リチャード・ヘル
リチャード・ヘル(Richard Hell、1949年10月2日-)は、アメリカ合衆国ケンタッキー州 レキシントン出身のロック・ミュージシャン(ボーカリスト・ベーシスト)、作家、俳優である。本名はリチャード・レスター・マイヤーズ(Richard Lester Meyers)。ルックスや音楽性において、パンク・ロックシーンに多大な影響を与えた。
経歴
[編集]心理学者の家庭に生まれ、7歳で父を亡くす。高校時代にトム・ヴァーレインと出会い、共に高校を中退。アラバマでは放火と器物損壊で逮捕されたこともある。
ニューヨークに出た1969年にヴァーレインとビリー・フィッカでネオン・ボーイズを結成。もともと詩人を目指していたヘルは、この時生まれて初めて楽器(ベース)を手にした。ヘルの社会反抗的な言動やスパイキーな髪型[1] は、19世紀のフランスの詩人アルチュール・ランボーに影響を受け、Hellの名前も著作「地獄の季節」から来ていると言われる[2]。
ネオン・ボーイズは一旦活動を終えるが、1973年、3人に加え新たにリチャード・ロイドが加わり、テレヴィジョン[3] が結成される。だがヘルとヴァーレインが音楽の志向で対立するようになり、1975年にヘルは脱退。
まもなく、ニューヨーク・ドールズを脱退したジョニー・サンダースとジェリー・ノーランから誘われ、ハートブレイカーズを結成。なお同じ頃、ニューヨーク滞在時にヘルを見初めたマルコム・マクラーレンからも、後にセックス・ピストルズに発展するバンドへの加入要請があったが、断っている。
ハートブレイカーズはウォルター・ルーも加えて4人編成で出発するが、ここでもヘルは音楽的確執をサンダースと起こし、結成1ヶ月後に脱退する。
1976年、ヘルは初めて自らが主導権を握るバンド、リチャード・ヘル&ヴォイドイズを結成する。メンバーはヘル、ロバート・クワイン、アイヴァン・ジュリアン、マーク・ベル(後のラモーンズ、マーキー・ラモーン)。同年EP盤をリリースした後、翌年1977年に最初のアルバム『ブランク・ジェネレーション』をリリース。高い評価を得、表題曲はヘルの代表的ナンバーとなった。
だが同年にベルが脱退してからは、ヘル自身のドラッグ癖も重なり、活動は滞りがちになる。かねてから親交のあったイギリスパブロックの大御所、ニック・ロウをプロデューサーに迎え新作を製作するが完成しないまま終わり、数枚のEPをリリースするにとどまった。一時期ヘルがボーカルに専念したり、何度かのメンバー交代などの変遷を経て、結局2作目『ディスティニー・ストリート』が発表されたのは1982年。すでにパンク・ロックのブームは退潮しており、この時点では評価を得られずに終わった。

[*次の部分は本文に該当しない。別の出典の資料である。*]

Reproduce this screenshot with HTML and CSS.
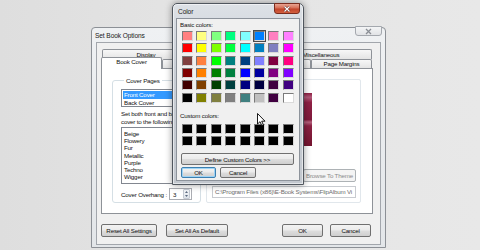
FILE: index.html
```html
<!DOCTYPE html>
<html>
<head>
<meta charset="utf-8">
<link rel="stylesheet" href="styles.css">
<title>Set Book Options</title>
</head>
<body>
<div class="desk">

  <div class="win main-win">
    <div class="titlebar">
      <span class="title">Set Book Options</span>
      <span class="close-btn idle">
        <svg width="9" height="7" viewBox="0 0 9 7"><path d="M2 1 L7 6 M7 1 L2 6" stroke="#8a8e94" stroke-width="1.3"/></svg>
      </span>
    </div>
    <div class="client">
      <div class="tabctl">
        <div class="tabrow back">
          <div class="tab" style="width:88px">Display</div>
          <div class="tab" style="width:80px">Sound</div>
          <div class="tab" style="width:102px">Miscellaneous</div>
        </div>
        <div class="tabrow front">
          <div class="tab sel" style="width:61px">Book Cover</div>
          <div class="tab" style="width:74px">Background</div>
          <div class="tab" style="width:75px">Page Layout</div>
          <div class="tab" style="width:61px">Page Margins</div>
        </div>
        <div class="panel">
          <fieldset class="group cover">
            <legend>Cover Pages</legend>
            <div class="listbox pages">
              <div class="item picked">Front Cover</div>
              <div class="item">Back Cover</div>
            </div>
            <p class="desc">Set both front and back<br>cover to the following:</p>
            <div class="listbox themes">
              <div class="item">Beige</div>
              <div class="item">Flowery</div>
              <div class="item">Fur</div>
              <div class="item">Metallic</div>
              <div class="item">Purple</div>
              <div class="item">Techno</div>
              <div class="item">Wigger</div>
            </div>
            <div class="overhang">
              <span>Cover Overhang :</span>
              <div class="spin">
                <span class="spin-val">3</span>
                <span class="spin-arrows">
                  <svg width="5" height="10" viewBox="0 0 5 10"><path d="M2.5 2 L4 4 L1 4 Z M2.5 8 L4 6 L1 6 Z" fill="#5c6a80"/></svg>
                </span>
              </div>
            </div>
          </fieldset>
          <div class="group preview">
            <div class="cover-img"></div>
            <div class="btn disabled browse">Browse To Theme</div>
            <div class="pathbox">C:\Program Files (x86)\E-Book Systems\FlipAlbum Vi</div>
          </div>
        </div>
      </div>
      <div class="btnrow">
        <div class="btn reset">Reset All Settings</div>
        <div class="btn setdef">Set All As Default</div>
        <div class="btn ok">OK</div>
        <div class="btn cancel">Cancel</div>
      </div>
    </div>
  </div>

  <div class="win color-win">
    <div class="titlebar">
      <span class="title">Color</span>
      <span class="close-btn red">
        <svg width="10" height="8" viewBox="0 0 10 8"><path d="M2.5 1.5 L7.5 6.5 M7.5 1.5 L2.5 6.5" stroke="#5a1a10" stroke-width="2.4"/><path d="M2.5 1.5 L7.5 6.5 M7.5 1.5 L2.5 6.5" stroke="#fff" stroke-width="1.3"/></svg>
      </span>
    </div>
    <div class="client">
      <div class="lbl">Basic colors:</div>
      <div class="swatches basic">
        <span style="background:#ff8080"></span><span style="background:#ffff80"></span><span style="background:#80ff80"></span><span style="background:#00ff80"></span><span style="background:#80ffff"></span><span class="cur" style="background:#0080ff"></span><span style="background:#ff80c0"></span><span style="background:#ff80ff"></span>
        <span style="background:#ff0000"></span><span style="background:#ffff00"></span><span style="background:#80ff00"></span><span style="background:#00ff40"></span><span style="background:#00ffff"></span><span style="background:#0080c0"></span><span style="background:#8080c0"></span><span style="background:#ff00ff"></span>
        <span style="background:#804040"></span><span style="background:#ff8040"></span><span style="background:#00ff00"></span><span style="background:#008080"></span><span style="background:#004080"></span><span style="background:#8080ff"></span><span style="background:#800040"></span><span style="background:#ff0080"></span>
        <span style="background:#800000"></span><span style="background:#ff8000"></span><span style="background:#008000"></span><span style="background:#008040"></span><span style="background:#0000ff"></span><span style="background:#0000a0"></span><span style="background:#800080"></span><span style="background:#8000ff"></span>
        <span style="background:#400000"></span><span style="background:#804000"></span><span style="background:#004000"></span><span style="background:#004040"></span><span style="background:#000080"></span><span style="background:#000040"></span><span style="background:#400040"></span><span style="background:#400080"></span>
        <span style="background:#000000"></span><span style="background:#808000"></span><span style="background:#808040"></span><span style="background:#808080"></span><span style="background:#408080"></span><span style="background:#c0c0c0"></span><span style="background:#400040"></span><span style="background:#ffffff"></span>
      </div>
      <div class="lbl custom-lbl">Custom colors:</div>
      <div class="swatches custom">
        <span></span><span></span><span></span><span></span><span></span><span></span><span></span><span></span>
        <span></span><span></span><span></span><span></span><span></span><span></span><span></span><span></span>
      </div>
      <div class="btn define">Define Custom Colors &gt;&gt;</div>
      <div class="okrow">
        <div class="btn ok default">OK</div>
        <div class="btn cancel">Cancel</div>
      </div>
    </div>
  </div>

  <svg class="cursor" width="9" height="14" viewBox="0 0 9 14">
    <path d="M0.5 0.5 L0.5 11 L3 8.7 L4.8 12.6 L6.4 11.9 L4.7 8.2 L8 8.2 Z" fill="#fff" stroke="#000" stroke-width="0.9" stroke-linejoin="round"/>
  </svg>

</div>
</body>
</html>
```

FILE: styles.css
```css
* {
  box-sizing: border-box;
  margin: 0;
  padding: 0;
}

body {
  width: 480px;
  height: 250px;
  overflow: hidden;
  background: linear-gradient(90deg, #dedede 0%, #e4e4e4 40%, #e8e8e8 100%);
  font-family: "Liberation Sans", Arial, sans-serif;
  font-size: 6.2px;
  letter-spacing: -0.18px;
  color: #111;
}

.desk {
  position: relative;
  width: 480px;
  height: 250px;
}

/* windows */
.win {
  position: absolute;
  display: flex;
  flex-direction: column;
}

.titlebar {
  display: flex;
  align-items: center;
}

.title {
  font-size: 6.6px;
  letter-spacing: -0.1px;
  color: #1a1a1a;
}

.close-btn {
  margin-left: auto;
  align-self: flex-start;
  display: flex;
  align-items: center;
  justify-content: center;
  border-radius: 0 0 3px 3px;
}

.close-btn.idle {
  width: 27px;
  height: 10px;
  margin-top: -2px;
  margin-right: -1px;
  border: 1px solid #a4a8ae;
  background: linear-gradient(#f4f5f6, #e1e3e6);
}

.close-btn.red {
  width: 26px;
  height: 11px;
  margin-top: -1px;
  border: 1px solid #7a2c1e;
  background: linear-gradient(#e9a492 0%, #d66e55 45%, #c2432a 55%, #d2603f 100%);
}

.main-win {
  left: 91px;
  top: 27px;
  width: 295px;
  height: 221px;
  border: 1px solid #8c9096;
  border-radius: 4px 4px 0 0;
  background: linear-gradient(#eff1f3, #e3e6e9);
  padding: 0 4px 2px 4px;
}

.main-win .titlebar {
  height: 14px;
}

.main-win .title {
  margin-left: -1px;
}

.client {
  flex: 1;
  border: 1px solid #a2a6ac;
  background: #f0f0f0;
  display: flex;
  flex-direction: column;
}

.main-win .client {
  padding: 6px 7px 0 4px;
}

/* tabs */
.tabctl {
  width: 272px;
  display: flex;
  flex-direction: column;
}

.tabrow {
  display: flex;
}

.tabrow.back {
  height: 10px;
  padding-left: 1px;
}

.tabrow.front {
  height: 9px;
}

.tab {
  border: 1px solid #8e9298;
  border-bottom: none;
  border-radius: 2px 2px 0 0;
  background: linear-gradient(#f7f7f7, #e4e4e4);
  text-align: center;
  line-height: 9px;
  white-space: nowrap;
  overflow: hidden;
}

.tabrow.front .tab {
  line-height: 8px;
}

.tab.sel {
  position: relative;
  z-index: 2;
  margin-top: -2px;
  height: 12px;
  background: #fff;
  line-height: 10px;
}

.panel {
  height: 146px;
  border: 1px solid #8e9298;
  background: #fff;
  padding: 8px 0 0 10px;
  display: flex;
  align-items: flex-start;
}

.group.cover {
  width: 89px;
  height: 126px;
  border: 1px solid #d5dfe5;
  border-radius: 3px;
  padding: 0 5px 0 8px;
}

.group.cover legend {
  margin-left: 3px;
  padding: 0 2px;
  line-height: 7px;
}

.listbox {
  width: 74px;
  border: 1px solid #828790;
  background: #fff;
}

.listbox.pages {
  height: 18px;
  margin-top: 5px;
  padding: 1px 1px 0 1px;
}

.listbox.pages .item {
  line-height: 7.5px;
  padding-left: 1px;
}

.item.picked {
  background: #3399ff;
  color: #fff;
}

.desc {
  margin-top: 3px;
  line-height: 7.5px;
  white-space: nowrap;
}

.listbox.themes {
  height: 57px;
  margin-top: 2px;
  padding: 2px 0 0 2px;
}

.listbox.themes .item {
  line-height: 7.2px;
}

.overhang {
  margin-top: 4px;
  height: 12px;
  display: flex;
  align-items: center;
  white-space: nowrap;
}

.spin {
  margin-left: 2px;
  width: 23px;
  height: 12px;
  border: 1px solid #abadb3;
  background: #fff;
  display: flex;
  align-items: center;
}

.spin-val {
  padding-left: 3px;
  flex: 1;
}

.spin-arrows {
  width: 7px;
  height: 10px;
  margin-right: 1px;
  border: 1px solid #c5cad3;
  border-radius: 1px;
  background: linear-gradient(#f4f6f9, #dfe4ea);
  display: flex;
  align-items: center;
  justify-content: center;
}

.group.preview {
  width: 155px;
  height: 124px;
  margin-top: 2px;
  margin-left: 5px;
  border: 1px solid #e1e7ec;
  border-radius: 2px;
  display: flex;
  flex-direction: column;
}

.cover-img {
  width: 54px;
  height: 53px;
  margin: 13px 0 0 51px;
  background: linear-gradient(#8e1e42 0%, #b25a7a 8%, #8f2145 18%, #801a3c 50%, #b5627e 55%, #8c2244 62%, #74142f 100%);
}

.browse {
  align-self: flex-end;
  width: 53px;
  height: 13px;
  margin: 23px 4px 0 0;
}

.pathbox {
  width: 144px;
  height: 12px;
  margin: 4px 0 0 5px;
  border: 1px solid #c8cbd0;
  background: #fff;
  color: #6d6d6d;
  line-height: 10px;
  padding-left: 2px;
  white-space: nowrap;
  overflow: hidden;
}

/* buttons */
.btn {
  border: 1px solid #707070;
  border-radius: 2px;
  background: linear-gradient(#f3f3f3 0%, #ebebeb 48%, #dddddd 52%, #cfcfcf 100%);
  display: flex;
  align-items: center;
  justify-content: center;
  white-space: nowrap;
}

.btn.disabled {
  border-color: #adb2b5;
  background: #f4f4f4;
  color: #8a8a8a;
}

.btnrow {
  margin-top: 10px;
  height: 13px;
  display: flex;
  padding-right: 2px;
}

.btn.reset {
  width: 56px;
}

.btn.setdef {
  width: 62px;
  margin-left: 9px;
}

.btnrow .btn.ok {
  width: 41px;
  margin-left: auto;
}

.btnrow .btn.cancel {
  width: 41px;
  margin-left: 7px;
}

/* color dialog */
.color-win {
  left: 172px;
  top: 3px;
  width: 132px;
  height: 182px;
  border: 1px solid #50565e;
  border-radius: 5px 5px 0 0;
  background: linear-gradient(#dde1e6 0%, #c9ced5 40%, #c2c7ce 100%);
  box-shadow: 0 0 7px rgba(0, 0, 0, 0.4), inset 0 0 0 1px rgba(255, 255, 255, 0.55);
  padding: 0 3px 3px 3px;
}

.color-win .titlebar {
  height: 16px;
}

.color-win .title {
  padding-left: 2px;
}

.color-win .client {
  border-color: #8d939b;
  padding: 2px 3px;
}

.lbl {
  line-height: 7px;
}

.swatches {
  display: grid;
  grid-template-columns: repeat(8, 11px);
  column-gap: 3.4px;
  margin-left: 2px;
}

.swatches span {
  border: 1px solid;
  border-color: #7a7a7a #dadada #dadada #7a7a7a;
}

.swatches.basic {
  grid-auto-rows: 10px;
  row-gap: 2.3px;
  margin-top: 3px;
}

.swatches span.cur {
  box-shadow: 0 0 0 1px #4a4a4a;
}

.custom-lbl {
  margin-top: 9.5px;
}

.swatches.custom {
  grid-auto-rows: 10px;
  row-gap: 2px;
  margin-top: 5px;
}

.swatches.custom span {
  background: #000;
}

.btn.define {
  width: 113px;
  height: 12px;
  margin: 7px 0 0 1px;
}

.okrow {
  display: flex;
  margin: 2px 0 0 1px;
  height: 11px;
}

.okrow .btn.ok {
  width: 35px;
}

.btn.default {
  border-color: #3c7fb1;
  box-shadow: inset 0 0 0 1px #9fd4f5;
}

.okrow .btn.cancel {
  width: 36px;
  margin-left: 4px;
}

.cursor {
  position: absolute;
  left: 257px;
  top: 113px;
}
```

1984年、ヘルはソロ名義のアルバムを発表し、継続的な音楽活動からは身を引くこととなる。そのアルバム名は『R.I.P』であった。
その後は文筆業、ポエトリー・リーディング、俳優業など多方面で活動。その傍ら、1992年にはヘルを敬愛するソニック・ユースのメンバーらとディム・スターズを結成するなど、単発ながら音楽活動も行っている。
功績
[編集]- 独特の短く逆立てたヘアスタイル、破けたメッセージシャツを着込む姿はマクラーレンによってイギリスに持ち込まれ、セックス・ピストルズのルックスに流用された。また、ジョニー・ロットン(腐った)やシド・ヴィシャス(意地悪い)といった芸名のつけ方からも、『地獄』を名乗るヘルの影響が窺える。
- ヘル自身の歌唱力や演奏力が高かったとはいえない。だが独特の印象をもたらす歌声、『ブランク・ジェネレーション』に代表される焦燥感ある歌詞の世界が大きな支持を得た。こういった特徴が、やがてパンクロック全体のパブリック・イメージとなっていく。
ディスコグラフィ
[編集]アルバム
[編集]- 経歴欄にあるもののほか、数枚の編集版もある。